Indigence du traitement historique (escamotage des enjeux politiques de la seconde guerre médique, oubli des autres cités grecques au profit de la seule Sparte, survol de la question de l’éducation spartiate — agogè et cryptie —), invraisemblances et contresens (passent encore la vision faussée du conseil et du pouvoir royal, l’absence des périèques et des hilotes — même lors de la cryptie —, l’intervention d’Arcadiens au côté des Spartiates ou d’un rhinocéros parmi les hommes de Xerxès déguisés en ninjas — ou en fedayins ? —. Mais on ne comprend toujours pas le choix de montrer les éphores comme des personnages monstrueux, corrompus et difformes), stupidité des dialogues (dans cette ode à Sparte, pourquoi ne pas avoir rendu hommage au laconisme de sa langue), laideur générale de la bande sonore et des effets visuels de synthèse : historiens et hellenistes risquent de passer leur chemin.
Ceux qui passeront outre pourront être rebutés par la débauche complaisante de violence, et la fascination assez perverse pour la monstruosité (les éphores pustuleux, Ephialtès), toujours associée à la corruption morale et opposée à la beauté sculpturale des braves et honnêtes guerriers. De là à imaginer Frank Miller et Zack Snyder en proto-fascistes fascinés par le militarisme, l’autoritarisme et l’eugénisme spartiates, et 300 en œuvre de propagande à la gloire de Georges W. Bush, moderne Léonidas en lutte contre l’invasion barbare, il n’y a qu’un pas, assez tentant, à franchir.
Le paradoxe est peut-être que dans ces critiques se cachent en creux les qualités du film : à l'inverse des représentations courantes de l'histoire antique et des conceptions morales actuelles, ce peplum semble plus proche de l'esprit des textes grecs (Herodote, Eschyle, Plutarque…) que ses prédécesseurs édulcorés.

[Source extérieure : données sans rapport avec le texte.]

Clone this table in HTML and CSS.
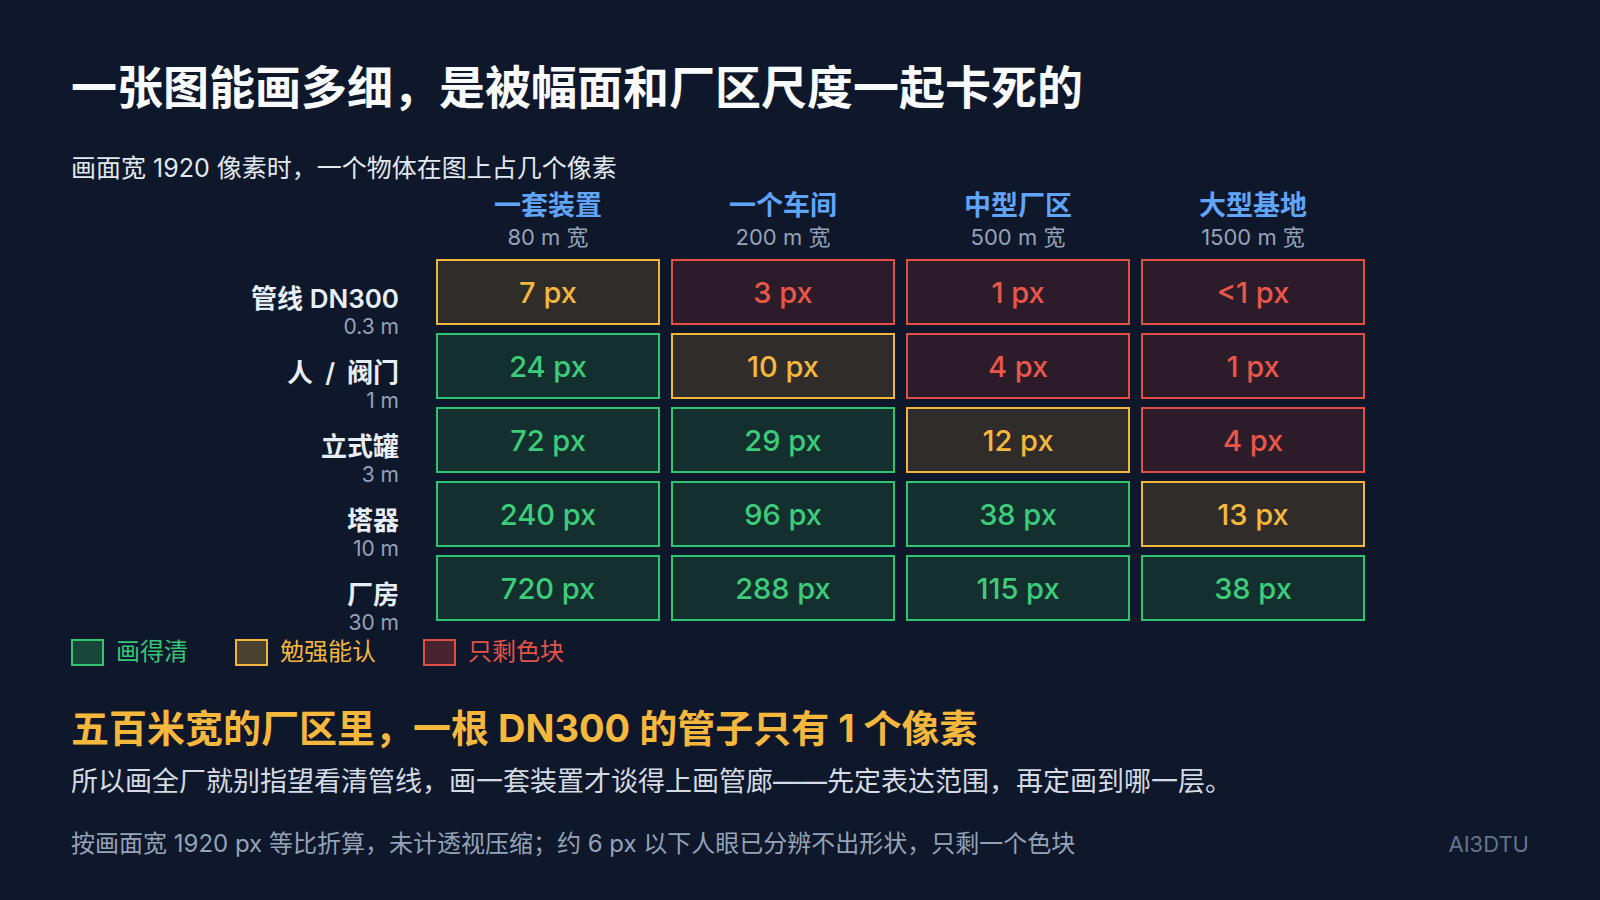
FILE: index.html
```html
<!DOCTYPE html>
<html lang="zh-CN">
<head>
<meta charset="utf-8">
<title>一张图能画多细</title>
<link rel="stylesheet" href="styles.css">
</head>
<body>
<div class="slide">
  <h1 class="title">一张图能画多细，是被幅面和厂区尺度一起卡死的</h1>
  <p class="subtitle">画面宽 1920 像素时，一个物体在图上占几个像素</p>

  <div class="matrix">
    <div class="corner"></div>
    <div class="colhead"><div class="colname">一套装置</div><div class="colsub">80 m 宽</div></div>
    <div class="colhead"><div class="colname">一个车间</div><div class="colsub">200 m 宽</div></div>
    <div class="colhead"><div class="colname">中型厂区</div><div class="colsub">500 m 宽</div></div>
    <div class="colhead"><div class="colname">大型基地</div><div class="colsub">1500 m 宽</div></div>

    <div class="rowhead"><div class="rowname">管线 DN300</div><div class="rowsub">0.3 m</div></div>
    <div class="cell warn">7 px</div>
    <div class="cell bad">3 px</div>
    <div class="cell bad">1 px</div>
    <div class="cell bad">&lt;1 px</div>

    <div class="rowhead"><div class="rowname">人<span class="sep">/</span>阀门</div><div class="rowsub">1 m</div></div>
    <div class="cell good">24 px</div>
    <div class="cell warn">10 px</div>
    <div class="cell bad">4 px</div>
    <div class="cell bad">1 px</div>

    <div class="rowhead"><div class="rowname">立式罐</div><div class="rowsub">3 m</div></div>
    <div class="cell good">72 px</div>
    <div class="cell good">29 px</div>
    <div class="cell warn">12 px</div>
    <div class="cell bad">4 px</div>

    <div class="rowhead"><div class="rowname">塔器</div><div class="rowsub">10 m</div></div>
    <div class="cell good">240 px</div>
    <div class="cell good">96 px</div>
    <div class="cell good">38 px</div>
    <div class="cell warn">13 px</div>

    <div class="rowhead"><div class="rowname">厂房</div><div class="rowsub">30 m</div></div>
    <div class="cell good">720 px</div>
    <div class="cell good">288 px</div>
    <div class="cell good">115 px</div>
    <div class="cell good">38 px</div>
  </div>

  <div class="legend">
    <div class="legend-item good"><span class="swatch"></span>画得清</div>
    <div class="legend-item warn"><span class="swatch"></span>勉强能认</div>
    <div class="legend-item bad"><span class="swatch"></span>只剩色块</div>
  </div>

  <h2 class="headline">五百米宽的厂区里，一根 DN300 的管子只有 1 个像素</h2>
  <p class="desc">所以画全厂就别指望看清管线，画一套装置才谈得上画管廊——先定表达范围，再定画到哪一层。</p>

  <div class="footer">
    <span class="note">按画面宽 1920 px 等比折算，未计透视压缩；约 6 px 以下人眼已分辨不出形状，只剩一个色块</span>
    <span class="brand">AI3DTU</span>
  </div>
</div>
</body>
</html>
```

FILE: styles.css
```css
* { box-sizing: border-box; }

html, body {
  margin: 0;
  padding: 0;
  background: #0f172a;
}

body {
  font-family: Inter, "Noto Sans CJK SC", "Noto Sans", sans-serif;
  color: #f1f5f9;
}

.slide {
  width: 1600px;
  height: 900px;
  padding: 55px 71px 0 71px;
  display: flex;
  flex-direction: column;
}

.title {
  margin: 0;
  font-size: 46px;
  line-height: 64px;
  font-weight: 700;
  color: #f8fafc;
}

.subtitle {
  margin: 34px 0 0 0;
  font-size: 25px;
  line-height: 30px;
  font-weight: 400;
  color: #e2e8f0;
}

.matrix {
  display: grid;
  grid-template-columns: 354px repeat(4, 224px);
  grid-template-rows: 68px repeat(5, 66px);
  column-gap: 11px;
  row-gap: 8px;
}

.colhead {
  text-align: center;
  padding-top: 7px;
}

.colname {
  font-size: 27px;
  line-height: 32px;
  font-weight: 700;
  color: #60a5fa;
}

.colsub {
  font-size: 22px;
  line-height: 30px;
  color: #94a3b8;
}

.rowhead {
  text-align: right;
  padding-right: 26px;
  padding-top: 24px;
}

.rowname {
  font-size: 26px;
  line-height: 32px;
  font-weight: 600;
  color: #e8eef6;
  white-space: nowrap;
}

.sep {
  margin: 0 12px;
}

.rowsub {
  font-size: 21px;
  line-height: 24px;
  color: #94a3b8;
}

.cell {
  display: flex;
  align-items: center;
  justify-content: center;
  border: 2px solid;
  font-size: 29px;
  font-weight: 500;
}

.cell.good { border-color: #2fc472; background: #13302f; color: #3dcc7c; }
.cell.warn { border-color: #f0b73c; background: #302c2a; color: #f5b83d; }
.cell.bad  { border-color: #df4f45; background: #2c1c29; color: #e8574a; }

.legend {
  display: flex;
  align-items: center;
  gap: 47px;
  margin-top: 16px;
  font-size: 24px;
  line-height: 30px;
}

.legend-item {
  display: flex;
  align-items: center;
  gap: 12px;
}

.swatch {
  width: 33px;
  height: 27px;
  border: 2px solid;
  display: inline-block;
}

.legend-item.good { color: #35c677; }
.legend-item.good .swatch { border-color: #2fc472; background: #18473a; }
.legend-item.warn { color: #f2b63c; }
.legend-item.warn .swatch { border-color: #f0b73c; background: #4a4231; }
.legend-item.bad { color: #e0544a; }
.legend-item.bad .swatch { border-color: #df4f45; background: #4a2330; }

.headline {
  margin: 37px 0 0 0;
  font-size: 38px;
  line-height: 48px;
  font-weight: 700;
  color: #f5b83d;
}

.desc {
  margin: 12px 0 0 0;
  font-size: 27px;
  line-height: 36px;
  font-weight: 400;
  color: #d4dbe5;
}

.footer {
  margin-top: 28px;
  display: flex;
  justify-content: space-between;
  align-items: baseline;
}

.note {
  font-size: 24px;
  line-height: 32px;
  color: #94a3b8;
}

.brand {
  font-size: 22px;
  line-height: 32px;
  color: #64748b;
}
```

300 s’affronte en effet avec un certain culot au registre considéré comme le plus élevé sous l’Antiquité : l’épique. La violence invraisemblable des scènes du film semble effectivement assez proche de celle des combats de la seconde guerre médique, tel qu'ils nous sont rapportés par Hérodote. Leonidas, grand roi, valeureux guerrier et époux modèle, est dans le film élevé au rang de héros : frère d’Hector et d’Achille mais aussi d’Ulysse, par les ruses qu’il emploie aussi bien pour contourner les règles de Sparte que pour défier Xerxès et ses armées (faire mine de s’agenouiller pour lancer l’attaque finale : on pense au Cheval de Troie ou à la mutilation de Polyphème).
En relisant Les Perses d’Eschyle (la description des Perses comme précieux et efféminés, l’opposition entre la monarchie absolue perse et les règles politiques grecques) ou l'Histoire d'Herodote (VII, 104, Démarate à Darius à propos des Spartiates : "En combat singulier, ils valent n’importe qui, mais tous ensemble ils sont les plus braves des hommes. Ils sont libres, certes, mais pas entièrement, car ils ont un maître tyrannique, la loi, qu’ils craignent bien plus encore que tes sujets ne te craignent : assurément, ils exécutent tous ses ordres ; or ce maître leur donne toujours le même : il ne leur permet pas de reculer devant l’ennemi, si nombreux soit-il, ils doivent rester à leur rang et vaincre ou périr." ), on se rend compte que le film est plus profond qu’il n’y paraît. La démesure du conflit (le sol tremble à l'arrivée de la multitude perse, un nuage de flèches barbares cache le soleil) tout comme le manichéisme opposant la liberté et l'ordre grecs aux désordres, à la richesse, à la cruauté de la tyrannie perse pourrait être une traduction fidèle des sentiments que les Grecs du Vème siècle ont éprouvé face à l'arrivée des foules barbares.... face à ces myriades d'hommes soumis et fouettés par un chef impie et coupable d'hybris.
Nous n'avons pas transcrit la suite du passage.